(Records with interface code)
_ _ _
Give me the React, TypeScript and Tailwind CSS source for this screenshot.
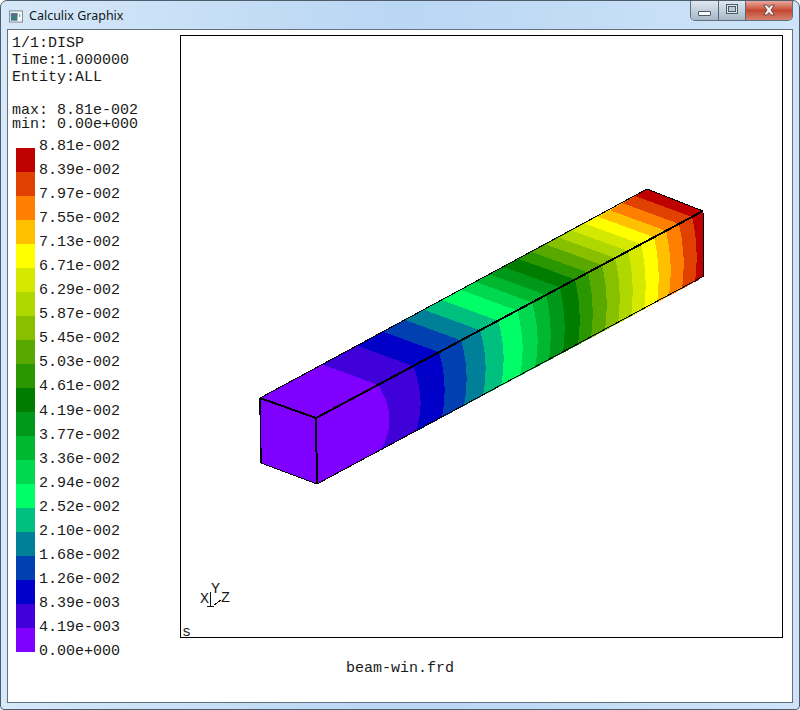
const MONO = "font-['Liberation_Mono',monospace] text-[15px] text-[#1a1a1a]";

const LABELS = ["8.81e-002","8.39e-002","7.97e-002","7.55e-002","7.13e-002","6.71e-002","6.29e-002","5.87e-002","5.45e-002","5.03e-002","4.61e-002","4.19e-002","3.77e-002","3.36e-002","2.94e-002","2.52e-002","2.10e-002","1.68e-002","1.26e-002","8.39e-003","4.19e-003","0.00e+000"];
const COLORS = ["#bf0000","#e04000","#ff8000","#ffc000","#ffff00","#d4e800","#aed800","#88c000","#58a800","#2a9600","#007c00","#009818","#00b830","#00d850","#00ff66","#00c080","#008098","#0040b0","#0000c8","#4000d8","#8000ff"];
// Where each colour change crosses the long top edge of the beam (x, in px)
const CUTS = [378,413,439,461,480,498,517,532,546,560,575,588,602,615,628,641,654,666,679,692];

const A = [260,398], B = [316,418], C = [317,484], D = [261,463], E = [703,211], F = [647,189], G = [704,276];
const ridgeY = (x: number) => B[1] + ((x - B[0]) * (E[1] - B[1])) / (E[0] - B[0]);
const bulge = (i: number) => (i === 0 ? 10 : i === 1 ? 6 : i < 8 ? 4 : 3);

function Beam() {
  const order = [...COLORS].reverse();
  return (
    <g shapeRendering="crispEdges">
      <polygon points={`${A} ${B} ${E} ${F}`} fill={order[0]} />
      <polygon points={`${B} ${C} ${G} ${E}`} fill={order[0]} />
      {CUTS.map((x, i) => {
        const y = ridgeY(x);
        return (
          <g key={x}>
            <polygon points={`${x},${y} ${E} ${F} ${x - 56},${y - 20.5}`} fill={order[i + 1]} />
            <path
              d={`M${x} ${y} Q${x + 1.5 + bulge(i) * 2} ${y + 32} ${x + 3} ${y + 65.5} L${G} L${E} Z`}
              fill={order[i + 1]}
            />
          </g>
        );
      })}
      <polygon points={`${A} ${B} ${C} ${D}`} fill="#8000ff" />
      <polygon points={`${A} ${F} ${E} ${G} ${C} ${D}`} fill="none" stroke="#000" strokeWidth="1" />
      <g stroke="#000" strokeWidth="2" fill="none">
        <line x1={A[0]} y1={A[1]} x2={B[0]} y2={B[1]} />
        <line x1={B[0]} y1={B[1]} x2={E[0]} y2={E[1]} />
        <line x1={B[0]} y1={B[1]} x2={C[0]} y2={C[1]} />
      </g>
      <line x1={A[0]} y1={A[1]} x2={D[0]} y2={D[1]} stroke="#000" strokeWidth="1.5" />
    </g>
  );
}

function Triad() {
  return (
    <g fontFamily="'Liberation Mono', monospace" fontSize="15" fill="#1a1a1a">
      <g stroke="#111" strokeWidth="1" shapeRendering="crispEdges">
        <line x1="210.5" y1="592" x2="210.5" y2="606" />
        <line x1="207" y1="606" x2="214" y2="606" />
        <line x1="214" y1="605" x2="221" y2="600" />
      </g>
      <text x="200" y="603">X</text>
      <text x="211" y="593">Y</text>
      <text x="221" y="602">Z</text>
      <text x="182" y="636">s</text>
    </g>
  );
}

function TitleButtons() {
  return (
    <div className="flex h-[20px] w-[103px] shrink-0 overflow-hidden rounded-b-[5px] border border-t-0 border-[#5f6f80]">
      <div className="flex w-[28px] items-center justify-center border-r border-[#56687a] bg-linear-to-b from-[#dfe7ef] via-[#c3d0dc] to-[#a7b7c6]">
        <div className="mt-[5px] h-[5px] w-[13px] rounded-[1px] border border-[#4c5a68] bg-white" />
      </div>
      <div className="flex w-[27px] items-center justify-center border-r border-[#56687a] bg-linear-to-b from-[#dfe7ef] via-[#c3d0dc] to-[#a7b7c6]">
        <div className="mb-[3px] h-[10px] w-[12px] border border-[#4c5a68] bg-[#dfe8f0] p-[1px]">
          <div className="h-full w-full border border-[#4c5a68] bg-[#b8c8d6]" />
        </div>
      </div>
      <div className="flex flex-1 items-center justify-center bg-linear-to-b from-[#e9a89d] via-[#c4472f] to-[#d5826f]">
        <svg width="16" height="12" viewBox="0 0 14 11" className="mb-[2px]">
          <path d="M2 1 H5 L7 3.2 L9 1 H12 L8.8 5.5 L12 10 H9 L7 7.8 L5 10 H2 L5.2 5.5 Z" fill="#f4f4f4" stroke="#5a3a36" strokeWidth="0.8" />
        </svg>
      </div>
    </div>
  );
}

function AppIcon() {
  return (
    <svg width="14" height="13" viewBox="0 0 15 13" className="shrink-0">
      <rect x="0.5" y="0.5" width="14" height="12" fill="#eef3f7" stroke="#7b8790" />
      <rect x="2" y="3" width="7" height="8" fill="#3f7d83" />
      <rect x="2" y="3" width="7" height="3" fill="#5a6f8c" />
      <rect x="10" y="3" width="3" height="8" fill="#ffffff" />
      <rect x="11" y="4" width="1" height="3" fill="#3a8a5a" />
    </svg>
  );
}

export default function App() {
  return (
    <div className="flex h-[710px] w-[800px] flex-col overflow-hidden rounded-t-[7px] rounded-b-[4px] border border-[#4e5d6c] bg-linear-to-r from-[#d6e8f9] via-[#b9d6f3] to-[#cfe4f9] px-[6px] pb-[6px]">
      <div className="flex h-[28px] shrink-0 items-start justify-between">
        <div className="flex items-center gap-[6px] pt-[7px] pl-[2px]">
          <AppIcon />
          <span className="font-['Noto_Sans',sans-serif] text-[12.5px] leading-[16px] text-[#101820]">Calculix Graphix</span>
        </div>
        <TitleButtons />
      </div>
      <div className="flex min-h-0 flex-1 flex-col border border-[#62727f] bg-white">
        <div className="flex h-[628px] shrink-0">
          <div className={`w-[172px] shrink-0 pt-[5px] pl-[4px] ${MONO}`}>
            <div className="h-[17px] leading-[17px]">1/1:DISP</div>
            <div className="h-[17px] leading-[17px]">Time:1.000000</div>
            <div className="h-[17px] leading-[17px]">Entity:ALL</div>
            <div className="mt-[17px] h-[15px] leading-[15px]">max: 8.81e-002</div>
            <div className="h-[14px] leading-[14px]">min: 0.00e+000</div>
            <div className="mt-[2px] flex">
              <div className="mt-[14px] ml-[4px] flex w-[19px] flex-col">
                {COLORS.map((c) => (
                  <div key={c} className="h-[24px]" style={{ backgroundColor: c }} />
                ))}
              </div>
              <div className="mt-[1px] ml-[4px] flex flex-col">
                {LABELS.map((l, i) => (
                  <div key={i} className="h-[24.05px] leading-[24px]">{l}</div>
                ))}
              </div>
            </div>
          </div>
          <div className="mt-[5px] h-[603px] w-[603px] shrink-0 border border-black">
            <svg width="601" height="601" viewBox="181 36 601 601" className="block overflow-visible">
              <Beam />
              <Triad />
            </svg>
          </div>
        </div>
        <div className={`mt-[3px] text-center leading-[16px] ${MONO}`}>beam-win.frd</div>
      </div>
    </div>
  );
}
_ _ _
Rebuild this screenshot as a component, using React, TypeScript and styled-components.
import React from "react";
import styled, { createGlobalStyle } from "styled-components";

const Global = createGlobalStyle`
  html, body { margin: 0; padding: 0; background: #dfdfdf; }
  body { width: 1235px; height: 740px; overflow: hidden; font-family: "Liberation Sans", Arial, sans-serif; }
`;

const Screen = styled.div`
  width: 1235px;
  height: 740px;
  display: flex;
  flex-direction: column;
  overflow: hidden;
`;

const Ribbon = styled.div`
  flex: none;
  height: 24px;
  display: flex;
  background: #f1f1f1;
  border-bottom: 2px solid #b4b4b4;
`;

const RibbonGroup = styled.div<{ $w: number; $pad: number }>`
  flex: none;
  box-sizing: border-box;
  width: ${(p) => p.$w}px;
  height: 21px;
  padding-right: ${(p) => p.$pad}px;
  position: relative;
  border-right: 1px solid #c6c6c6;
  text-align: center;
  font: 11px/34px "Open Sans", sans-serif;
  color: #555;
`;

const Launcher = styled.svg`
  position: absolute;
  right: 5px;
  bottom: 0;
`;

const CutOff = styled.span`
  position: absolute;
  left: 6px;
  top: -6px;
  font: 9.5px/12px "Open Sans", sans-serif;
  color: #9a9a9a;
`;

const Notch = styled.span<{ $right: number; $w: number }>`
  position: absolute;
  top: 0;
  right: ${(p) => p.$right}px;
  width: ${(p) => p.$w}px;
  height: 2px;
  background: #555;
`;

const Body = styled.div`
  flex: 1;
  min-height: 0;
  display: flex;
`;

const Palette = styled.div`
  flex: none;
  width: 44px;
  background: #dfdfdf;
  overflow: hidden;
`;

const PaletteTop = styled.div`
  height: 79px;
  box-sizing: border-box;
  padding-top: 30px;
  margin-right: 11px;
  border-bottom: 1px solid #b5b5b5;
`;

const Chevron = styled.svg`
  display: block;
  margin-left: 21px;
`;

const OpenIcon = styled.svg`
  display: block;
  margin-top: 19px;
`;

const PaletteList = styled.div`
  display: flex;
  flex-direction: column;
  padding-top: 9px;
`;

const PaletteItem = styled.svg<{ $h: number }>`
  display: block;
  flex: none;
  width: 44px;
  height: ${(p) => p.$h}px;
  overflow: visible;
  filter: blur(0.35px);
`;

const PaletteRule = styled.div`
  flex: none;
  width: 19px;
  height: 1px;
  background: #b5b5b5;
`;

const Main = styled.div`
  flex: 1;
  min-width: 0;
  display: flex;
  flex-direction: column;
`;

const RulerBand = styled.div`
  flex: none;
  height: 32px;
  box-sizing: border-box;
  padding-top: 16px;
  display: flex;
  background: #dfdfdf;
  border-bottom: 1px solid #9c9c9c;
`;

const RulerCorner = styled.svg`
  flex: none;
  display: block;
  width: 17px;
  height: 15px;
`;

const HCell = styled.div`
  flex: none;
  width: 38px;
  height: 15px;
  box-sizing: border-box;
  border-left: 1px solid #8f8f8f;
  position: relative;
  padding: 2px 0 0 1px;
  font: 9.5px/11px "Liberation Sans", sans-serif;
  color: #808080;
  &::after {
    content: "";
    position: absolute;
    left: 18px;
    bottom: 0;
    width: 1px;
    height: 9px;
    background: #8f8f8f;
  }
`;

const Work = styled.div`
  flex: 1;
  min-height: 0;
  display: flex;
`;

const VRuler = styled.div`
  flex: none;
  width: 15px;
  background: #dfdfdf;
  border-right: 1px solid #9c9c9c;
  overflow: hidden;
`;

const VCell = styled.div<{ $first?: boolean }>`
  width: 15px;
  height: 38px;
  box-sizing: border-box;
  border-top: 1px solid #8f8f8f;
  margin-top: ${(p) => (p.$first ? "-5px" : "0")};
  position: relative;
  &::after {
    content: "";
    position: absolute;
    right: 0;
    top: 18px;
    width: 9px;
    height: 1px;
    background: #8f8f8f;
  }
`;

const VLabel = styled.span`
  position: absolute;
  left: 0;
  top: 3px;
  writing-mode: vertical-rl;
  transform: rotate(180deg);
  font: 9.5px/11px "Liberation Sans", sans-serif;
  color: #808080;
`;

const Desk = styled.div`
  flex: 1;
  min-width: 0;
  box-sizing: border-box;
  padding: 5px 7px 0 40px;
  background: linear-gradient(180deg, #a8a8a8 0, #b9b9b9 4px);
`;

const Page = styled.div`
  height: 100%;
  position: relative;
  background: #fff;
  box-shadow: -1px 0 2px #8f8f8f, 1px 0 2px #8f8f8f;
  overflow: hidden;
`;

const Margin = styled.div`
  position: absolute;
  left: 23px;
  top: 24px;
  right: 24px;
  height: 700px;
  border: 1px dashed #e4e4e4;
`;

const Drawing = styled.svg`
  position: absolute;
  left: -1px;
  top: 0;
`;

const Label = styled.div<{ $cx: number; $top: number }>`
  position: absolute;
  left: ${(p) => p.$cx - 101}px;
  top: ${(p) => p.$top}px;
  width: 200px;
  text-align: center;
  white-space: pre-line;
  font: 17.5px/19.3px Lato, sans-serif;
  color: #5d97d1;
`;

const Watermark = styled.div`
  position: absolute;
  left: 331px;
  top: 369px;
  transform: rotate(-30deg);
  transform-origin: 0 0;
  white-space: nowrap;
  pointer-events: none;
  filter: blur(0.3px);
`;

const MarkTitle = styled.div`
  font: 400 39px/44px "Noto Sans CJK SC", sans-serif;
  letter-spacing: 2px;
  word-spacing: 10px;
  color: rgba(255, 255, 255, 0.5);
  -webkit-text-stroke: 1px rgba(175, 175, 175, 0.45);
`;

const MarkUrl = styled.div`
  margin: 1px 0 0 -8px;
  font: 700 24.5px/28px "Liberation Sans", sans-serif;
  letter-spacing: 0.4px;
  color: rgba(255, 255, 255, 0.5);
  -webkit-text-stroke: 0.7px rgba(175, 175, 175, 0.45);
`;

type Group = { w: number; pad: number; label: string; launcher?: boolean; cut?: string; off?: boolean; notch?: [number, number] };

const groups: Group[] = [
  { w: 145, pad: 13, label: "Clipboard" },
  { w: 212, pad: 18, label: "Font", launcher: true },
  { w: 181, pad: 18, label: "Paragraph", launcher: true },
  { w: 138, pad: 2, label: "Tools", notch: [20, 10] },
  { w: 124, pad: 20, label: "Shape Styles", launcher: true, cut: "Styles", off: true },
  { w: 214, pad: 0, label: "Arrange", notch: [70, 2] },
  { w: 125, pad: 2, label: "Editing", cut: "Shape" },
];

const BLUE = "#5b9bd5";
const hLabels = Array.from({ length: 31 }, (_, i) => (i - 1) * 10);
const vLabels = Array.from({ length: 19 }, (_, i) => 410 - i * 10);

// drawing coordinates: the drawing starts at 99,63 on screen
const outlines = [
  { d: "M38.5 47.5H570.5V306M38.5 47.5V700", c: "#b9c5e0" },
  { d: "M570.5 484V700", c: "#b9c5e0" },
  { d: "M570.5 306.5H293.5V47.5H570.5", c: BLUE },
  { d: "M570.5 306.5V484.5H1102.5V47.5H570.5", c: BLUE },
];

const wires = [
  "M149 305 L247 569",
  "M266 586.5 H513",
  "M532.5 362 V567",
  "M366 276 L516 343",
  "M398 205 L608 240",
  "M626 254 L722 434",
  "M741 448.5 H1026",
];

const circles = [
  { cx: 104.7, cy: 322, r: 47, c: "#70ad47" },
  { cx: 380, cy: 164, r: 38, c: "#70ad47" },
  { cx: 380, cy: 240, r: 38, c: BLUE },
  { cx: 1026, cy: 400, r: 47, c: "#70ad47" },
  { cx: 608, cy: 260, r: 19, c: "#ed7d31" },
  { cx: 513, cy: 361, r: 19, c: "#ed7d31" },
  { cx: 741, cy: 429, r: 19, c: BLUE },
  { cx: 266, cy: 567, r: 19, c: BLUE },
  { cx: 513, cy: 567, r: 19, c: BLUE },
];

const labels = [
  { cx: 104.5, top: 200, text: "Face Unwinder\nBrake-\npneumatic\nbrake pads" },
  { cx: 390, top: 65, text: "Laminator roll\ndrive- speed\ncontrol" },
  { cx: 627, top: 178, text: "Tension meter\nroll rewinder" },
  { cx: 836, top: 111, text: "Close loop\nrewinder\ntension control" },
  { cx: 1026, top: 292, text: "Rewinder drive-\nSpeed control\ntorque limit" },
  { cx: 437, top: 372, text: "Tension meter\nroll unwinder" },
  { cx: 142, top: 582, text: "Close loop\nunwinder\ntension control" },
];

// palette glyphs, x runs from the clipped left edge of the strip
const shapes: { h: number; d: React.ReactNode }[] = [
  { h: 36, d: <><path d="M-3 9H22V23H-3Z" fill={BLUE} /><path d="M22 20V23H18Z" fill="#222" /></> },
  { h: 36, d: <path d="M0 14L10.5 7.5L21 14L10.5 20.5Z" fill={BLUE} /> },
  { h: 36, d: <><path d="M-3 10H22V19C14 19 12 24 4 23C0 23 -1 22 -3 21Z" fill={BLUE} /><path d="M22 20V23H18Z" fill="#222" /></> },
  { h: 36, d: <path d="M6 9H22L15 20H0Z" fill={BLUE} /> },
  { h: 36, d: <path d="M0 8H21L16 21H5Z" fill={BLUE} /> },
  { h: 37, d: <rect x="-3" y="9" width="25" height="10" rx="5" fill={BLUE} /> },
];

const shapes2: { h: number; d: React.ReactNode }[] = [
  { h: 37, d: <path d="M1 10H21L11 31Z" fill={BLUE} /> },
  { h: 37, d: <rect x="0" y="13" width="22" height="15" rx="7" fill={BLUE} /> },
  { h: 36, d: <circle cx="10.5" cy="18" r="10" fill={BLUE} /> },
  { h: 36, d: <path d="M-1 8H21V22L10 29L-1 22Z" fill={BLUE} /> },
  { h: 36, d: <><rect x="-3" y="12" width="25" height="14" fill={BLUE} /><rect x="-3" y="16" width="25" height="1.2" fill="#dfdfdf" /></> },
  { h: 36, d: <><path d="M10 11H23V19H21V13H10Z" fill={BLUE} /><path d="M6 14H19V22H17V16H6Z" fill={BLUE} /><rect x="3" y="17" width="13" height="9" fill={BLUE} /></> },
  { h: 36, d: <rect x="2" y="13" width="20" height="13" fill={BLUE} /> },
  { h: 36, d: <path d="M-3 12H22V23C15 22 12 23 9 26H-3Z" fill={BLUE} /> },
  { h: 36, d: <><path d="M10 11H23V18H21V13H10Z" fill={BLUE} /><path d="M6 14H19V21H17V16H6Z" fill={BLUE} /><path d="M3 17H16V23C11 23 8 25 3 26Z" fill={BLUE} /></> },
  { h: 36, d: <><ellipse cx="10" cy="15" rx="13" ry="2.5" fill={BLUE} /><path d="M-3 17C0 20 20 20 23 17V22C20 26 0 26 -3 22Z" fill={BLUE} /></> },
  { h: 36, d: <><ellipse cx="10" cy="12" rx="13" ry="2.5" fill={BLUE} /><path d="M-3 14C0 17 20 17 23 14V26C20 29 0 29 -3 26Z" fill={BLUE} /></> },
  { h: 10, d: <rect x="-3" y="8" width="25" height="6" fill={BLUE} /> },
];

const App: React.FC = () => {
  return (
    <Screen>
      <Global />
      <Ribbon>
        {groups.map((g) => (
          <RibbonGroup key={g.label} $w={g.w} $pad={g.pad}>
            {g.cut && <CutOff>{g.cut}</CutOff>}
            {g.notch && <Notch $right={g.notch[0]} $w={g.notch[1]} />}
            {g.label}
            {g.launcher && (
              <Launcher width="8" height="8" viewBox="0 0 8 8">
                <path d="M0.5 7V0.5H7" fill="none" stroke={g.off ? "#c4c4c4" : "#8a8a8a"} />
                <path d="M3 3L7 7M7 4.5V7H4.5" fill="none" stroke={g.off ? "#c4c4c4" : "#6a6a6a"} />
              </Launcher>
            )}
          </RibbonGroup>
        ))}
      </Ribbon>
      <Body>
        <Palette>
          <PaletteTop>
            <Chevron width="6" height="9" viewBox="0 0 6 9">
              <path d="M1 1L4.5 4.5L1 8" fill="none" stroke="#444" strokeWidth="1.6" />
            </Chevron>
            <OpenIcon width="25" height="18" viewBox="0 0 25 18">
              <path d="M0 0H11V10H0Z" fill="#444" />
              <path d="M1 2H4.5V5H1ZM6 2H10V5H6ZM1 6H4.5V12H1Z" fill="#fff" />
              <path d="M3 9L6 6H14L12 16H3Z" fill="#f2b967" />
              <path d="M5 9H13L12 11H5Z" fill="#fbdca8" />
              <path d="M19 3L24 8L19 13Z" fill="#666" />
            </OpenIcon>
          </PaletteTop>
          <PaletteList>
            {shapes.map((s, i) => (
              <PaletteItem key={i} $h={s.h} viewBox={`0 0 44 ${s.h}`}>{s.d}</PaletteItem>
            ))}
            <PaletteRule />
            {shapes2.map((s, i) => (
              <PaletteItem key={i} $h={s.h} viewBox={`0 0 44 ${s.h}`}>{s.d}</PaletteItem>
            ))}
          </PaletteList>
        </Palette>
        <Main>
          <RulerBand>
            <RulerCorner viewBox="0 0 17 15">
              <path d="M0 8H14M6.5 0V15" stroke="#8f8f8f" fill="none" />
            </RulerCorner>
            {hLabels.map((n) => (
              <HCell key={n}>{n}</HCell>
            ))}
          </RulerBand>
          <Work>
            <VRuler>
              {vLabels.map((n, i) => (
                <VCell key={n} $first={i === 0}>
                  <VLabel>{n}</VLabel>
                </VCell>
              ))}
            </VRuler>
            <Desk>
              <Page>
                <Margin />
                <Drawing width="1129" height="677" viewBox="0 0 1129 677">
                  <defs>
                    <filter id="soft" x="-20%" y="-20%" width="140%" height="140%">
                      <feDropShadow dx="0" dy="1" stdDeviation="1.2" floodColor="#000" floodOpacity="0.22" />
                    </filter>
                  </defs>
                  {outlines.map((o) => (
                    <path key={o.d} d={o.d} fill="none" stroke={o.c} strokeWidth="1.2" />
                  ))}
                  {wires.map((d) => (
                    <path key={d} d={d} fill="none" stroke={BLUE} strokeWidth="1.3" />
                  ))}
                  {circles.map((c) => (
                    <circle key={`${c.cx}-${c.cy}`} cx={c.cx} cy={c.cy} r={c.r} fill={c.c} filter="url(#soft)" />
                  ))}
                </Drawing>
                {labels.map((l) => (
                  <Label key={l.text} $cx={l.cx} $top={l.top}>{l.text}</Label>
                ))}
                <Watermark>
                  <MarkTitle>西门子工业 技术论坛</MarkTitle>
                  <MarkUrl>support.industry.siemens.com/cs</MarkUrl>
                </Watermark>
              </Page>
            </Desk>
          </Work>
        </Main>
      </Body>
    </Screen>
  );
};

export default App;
_ _ _
> **Set problem**:
Filter the entries down to the lines with the word "screenshot" in them.

> **Right answer**:
Give me the React, TypeScript and Tailwind CSS source for this screenshot.
Rebuild this screenshot as a component, using React, TypeScript and styled-components.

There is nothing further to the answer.